NVIDIA GPU Security Flaw: Rowhammer Attack Grants Hackers Full Control
There is still reason to be cautious with other NVIDIA RTX 30 Series GPUs, and NVIDIA Ampere GPUs in general. While GPUs connected to GDDR6X memory seem to be safe, including the newer RTX 40 Series and GDDR7-equipped Blackwell-based RTX 50 Series, there is still a chance other RTX 30 Series GPUs could be exploited. Users concerned about this issue or those that suspect their systems are already compromised, should enable ECC. Doing this mitigates the exploit, but it reduces available memory and overall performance. As such, gamers will likely be reluctant to switch it on, but since the exploits require full system access to execute code, it's unlikely any typical end user has been affected.

NVIDIA RTX A6000 and NVIDIA RTX 3060 are the only known GPUs vulnerable.

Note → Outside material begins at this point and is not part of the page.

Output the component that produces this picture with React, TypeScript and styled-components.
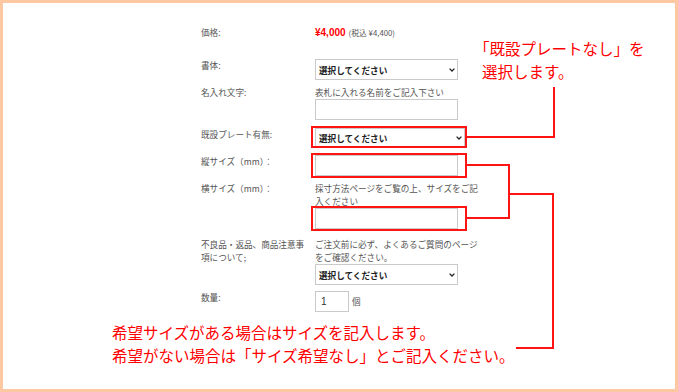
import React from "react";
import styled, { createGlobalStyle } from "styled-components";

const RED = "#ff1414";
const JP = `"Noto Sans CJK JP", "Noto Sans", sans-serif`;

const GlobalStyle = createGlobalStyle`
  html, body { margin: 0; padding: 0; background: #fff; }
  body { font-family: ${JP}; }
`;

const Frame = styled.div`
  position: relative;
  box-sizing: border-box;
  width: 678px;
  height: 392px;
  border: 3px solid #fdc7a2;
  background: #fff;
  overflow: hidden;
`;

const Form = styled.div`
  display: flex;
  flex-direction: column;
  padding: 23px 0 0 198px;
  font-size: 8.6px;
  line-height: 13px;
  color: #555;
`;

const Row = styled.div<{ $mt?: number }>`
  display: flex;
  align-items: flex-start;
  margin-top: ${(p) => p.$mt ?? 6}px;
`;

const Label = styled.div`
  flex: none;
  width: 106px;
  margin-right: 8px;
`;

const Value = styled.div`
  width: 166px;
  display: flex;
  flex-direction: column;
  align-items: flex-start;
`;

const PriceLine = styled.div`
  display: flex;
  align-items: baseline;
`;

const Price = styled.span`
  font: bold 10px "Liberation Sans", sans-serif;
  color: #ff0000;
`;

const Tax = styled.span`
  margin-left: 3px;
  font-size: 7.8px;
  color: #555;
`;

const SelectWrap = styled.div<{ $w?: number; $h?: number }>`
  position: relative;
  width: ${(p) => p.$w ?? 143}px;
  height: ${(p) => p.$h ?? 21}px;
`;

const SelectBox = styled.select`
  appearance: none;
  box-sizing: border-box;
  width: 100%;
  height: 100%;
  margin: 0;
  padding: 0 14px 0 3px;
  border: 1px solid #cacaca;
  border-radius: 0;
  background: #fff;
  font: bold 8.6px ${JP};
  color: #222;
  outline: none;
`;

const Chevron = styled.svg`
  position: absolute;
  right: 3px;
  top: 50%;
  width: 6px;
  height: 4px;
  margin-top: -2px;
  pointer-events: none;
`;

const TextInput = styled.input<{ $w?: number }>`
  box-sizing: border-box;
  width: ${(p) => p.$w ?? 143}px;
  height: 21px;
  margin: 0;
  padding: 0 5px;
  border: 1px solid #cacaca;
  border-radius: 0;
  background: #fff;
  font: 10px "Liberation Sans", sans-serif;
  color: #333;
  outline: none;
`;

const Marked = styled.div<{ $l: number; $r: number; $t: number; $b: number }>`
  position: relative;
  &::after {
    content: "";
    position: absolute;
    top: -${(p) => p.$t}px;
    bottom: -${(p) => p.$b}px;
    left: -${(p) => p.$l}px;
    right: -${(p) => p.$r}px;
    border: 2px solid ${RED};
    pointer-events: none;
  }
`;

const Qty = styled.div`
  display: flex;
  align-items: center;
  gap: 3px;
  color: #555;
`;

const Callout = styled.div<{ $x: number; $y: number; $hang?: number }>`
  position: absolute;
  left: ${(p) => p.$x}px;
  top: ${(p) => p.$y}px;
  color: #ff0000;
  font-family: ${JP};
  font-size: 15.5px;
  line-height: 23px;
  white-space: nowrap;
  text-indent: -${(p) => p.$hang ?? 0}px;
`;

const Leaders = styled.svg`
  position: absolute;
  left: -3px;
  top: -3px;
  width: 678px;
  height: 392px;
  pointer-events: none;
`;

const Select = ({ w, h }: { w?: number; h?: number }) => (
  <SelectWrap $w={w} $h={h}>
    <SelectBox defaultValue="">
      <option value="">選択してください</option>
    </SelectBox>
    <Chevron viewBox="0 0 6 4">
      <path d="M0.6 0.6 L3 3 L5.4 0.6" fill="none" stroke="#222" strokeWidth="1.3" />
    </Chevron>
  </SelectWrap>
);

export default function App() {
  return (
    <>
      <GlobalStyle />
      <Frame>
        <Form>
          <Row $mt={0}>
            <Label>価格:</Label>
            <Value>
              <PriceLine>
                <Price>¥4,000</Price>
                <Tax>(税込 ¥4,400)</Tax>
              </PriceLine>
            </Value>
          </Row>
          <Row $mt={20}>
            <Label>書体:</Label>
            <Value>
              <Select />
            </Value>
          </Row>
          <Row>
            <Label>名入れ文字:</Label>
            <Value>
              <div>表札に入れる名前をご記入下さい</div>
              <TextInput />
            </Value>
          </Row>
          <Row $mt={8}>
            <Label>既設プレート有無:</Label>
            <Value>
              <Marked $l={4} $r={2} $t={2} $b={1}>
                <Select w={150} h={19} />
              </Marked>
            </Value>
          </Row>
          <Row $mt={8}>
            <Label>縦サイズ（mm）：</Label>
            <Value>
              <Marked $l={4} $r={9} $t={2} $b={2}>
                <TextInput />
              </Marked>
            </Value>
          </Row>
          <Row>
            <Label>横サイズ（mm）：</Label>
            <Value>
              <div>採寸方法ページをご覧の上、サイズをご記入ください</div>
              <Marked $l={4} $r={9} $t={2} $b={2}>
                <TextInput />
              </Marked>
            </Value>
          </Row>
          <Row $mt={9}>
            <Label>不良品・返品、商品注意事項について;</Label>
            <Value>
              <div>ご注文前に必ず、よくあるご質問のページをご確認ください。</div>
              <Select />
            </Value>
          </Row>
          <Row>
            <Label>数量:</Label>
            <Value>
              <Qty>
                <TextInput $w={34} defaultValue="1" />
                <span>個</span>
              </Qty>
            </Value>
          </Row>
        </Form>

        <Leaders viewBox="0 0 678 392">
          <g fill="none" stroke={RED} strokeWidth="2">
            <path d="M467 137 H554 V87" />
            <path d="M467 165 H509 V218 H467" />
            <path d="M509 194 H553 V348 H516" />
          </g>
        </Leaders>

        <Callout $x={479} $y={34} $hang={8}>
          「既設プレートなし」を
          <br />
          選択します。
        </Callout>
        <Callout $x={109} $y={318}>
          希望サイズがある場合はサイズを記入します。
          <br />
          希望がない場合は「サイズ希望なし」とご記入ください。
        </Callout>
      </Frame>
    </>
  );
}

In the past, we've seen Rowhammer for CPUs targeted at DDR4 and DDR3 RAM. For new GPU attacks, dubbed GDDRHammer, GeForge, GPUBreach, Rowhammer forces a bit flip in the memory of the victim's GPU that can subsequently be used to gain full system control. Particularly in the server and workstation environments that the RTX A6000 targets, this can be dangerous for customers and mitigations steps should be taken.
Hopefully, impacted workstation and enterprise users are able to apply the fix as soon as possible, and this type of exploit does not spread to further NVIDIA or AMD GPUs. For RTX 3060 gamers who are worried about the exploit, this may be concerning news, but rest easy--it's not likely individuals will be targeted. Per Ars Technica's coverage, this attack would most likely target cloud environments.